“Let go,” I told myself, pulling that tiny piece of paper out of my pocket. “No more crush on Peter McCarthy!”
I jumped and opened my hand, so the paper fluttered down much slower than I did.
The fall felt endless, even though it was probably less than fifteen feet to the water. My stomach floated up into my throat. The air tore past me. Then the water hit like a slap, cold and shocking and hard. I went under, deeper than I meant to, the world turning dark and green and silent.
For one perfect second, there was nothing in my chest—no longing. No ache. No hope.
No Peter.
When I burst back to the surface, coughing and laughing, hair slicked to my face, I actually believed it worked. I floated on my back, staring up at the stars, thinking: It’s gone. I let it go.
Later, we came back to the house wrapped in towels, still soaked. Our parents were out on the back deck playing a raucous round of Hearts that sounded more like a drinking game than cards.
So we ran up and over the dunes and…there was Peter.
He and Eli and some other guy were down on the sand, laughing too loud, pretending they weren’t sneaking beer.
“We did it!” Tessa called, running toward them and letting her towel fall, which of course got Eli’s attention. “We jumped off Let Go Bridge!”
Peter turned and looked right at me. Not Tessa in her wet T-tank top, not Kate (who couldn’t have seen him anyway), but me. Me.
All at once, they demanded to know our “let go” promise.
“It’s a secret,” Kate said softly, trying not to steal a glance at Eli. She probably should have hung on to her nerdiness and let go of HER summer crush.
Peter lifted a beer bottle to his lips, suddenly looking older and unattainable and absolutely drop-dead BEAUTIFUL.
“Your secret’s safe with me, kid,” he whispered. “What did you let go of?”
I looked up at him and realized that maybe letting go isn’t something you do once. Maybe it’s something you have to choose, over and over, like stepping off a bridge every day.
I don’t know how to do that yet.
I just know that when he looks at me, I still feel like I’m falling.
“Nothing,” I told him.
And it was the God’s truth. I hadn’t let go of a thing. I still love Peter McCarthy and might for the rest of my life.
Love,
Viv
Vivien closed the pages of the decades-old notebook with a weary sigh. Usually, she let these journals open where they might and randomly cruised memory lane. But with the Let Go Bridge on her brain, she’d searched for this entry, remembering she’d memorialized her jump in her Destin diary.

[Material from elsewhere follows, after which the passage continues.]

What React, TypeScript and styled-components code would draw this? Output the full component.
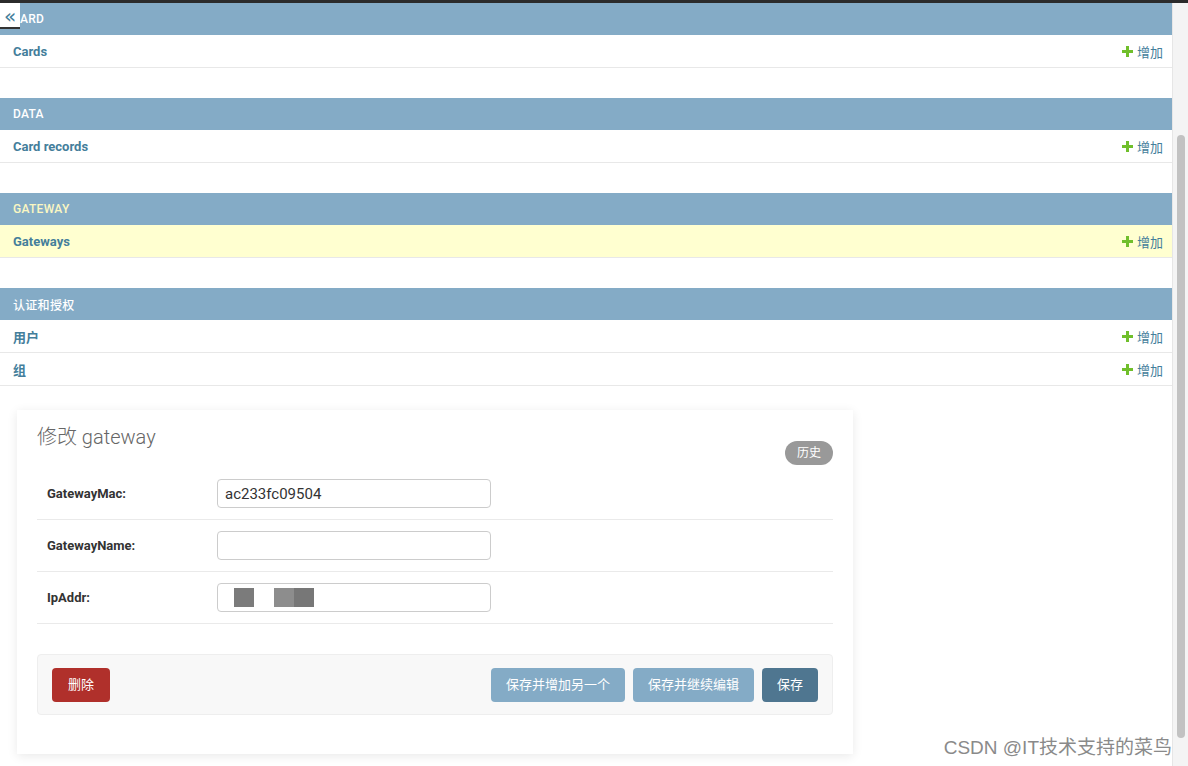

Her crush on Peter had reached pinnacle intensity when she was sixteen. That summer, Peter became a “man” in her eyes. He’d been in college for a year, he drank, and he had more swagger. She should have known back then he’d be a cop—already so alpha and cool and protective it hurt.
Literally hurt. Still hurt, if she was being honest with herself.
Enough days had passed since the hospital that she decided she had to check on Connor. And Peter. And, she supposed, Holly the Talkative Ex-Wife.
She had a few client meetings in the morning first, so she dressed in a pale blue tank sheath with a linen jacket—to impress the clients, not Peter.
Okay, maybe a little Peter.
They’d exchanged a couple of texts over the past few days, which were little more than a note that Connor was home and resting, and one that said, “Thanks again for the coffee.”
Nothing like,Gee, come over and keep me company and we can finish the conversation we almost started on the Fourth of July.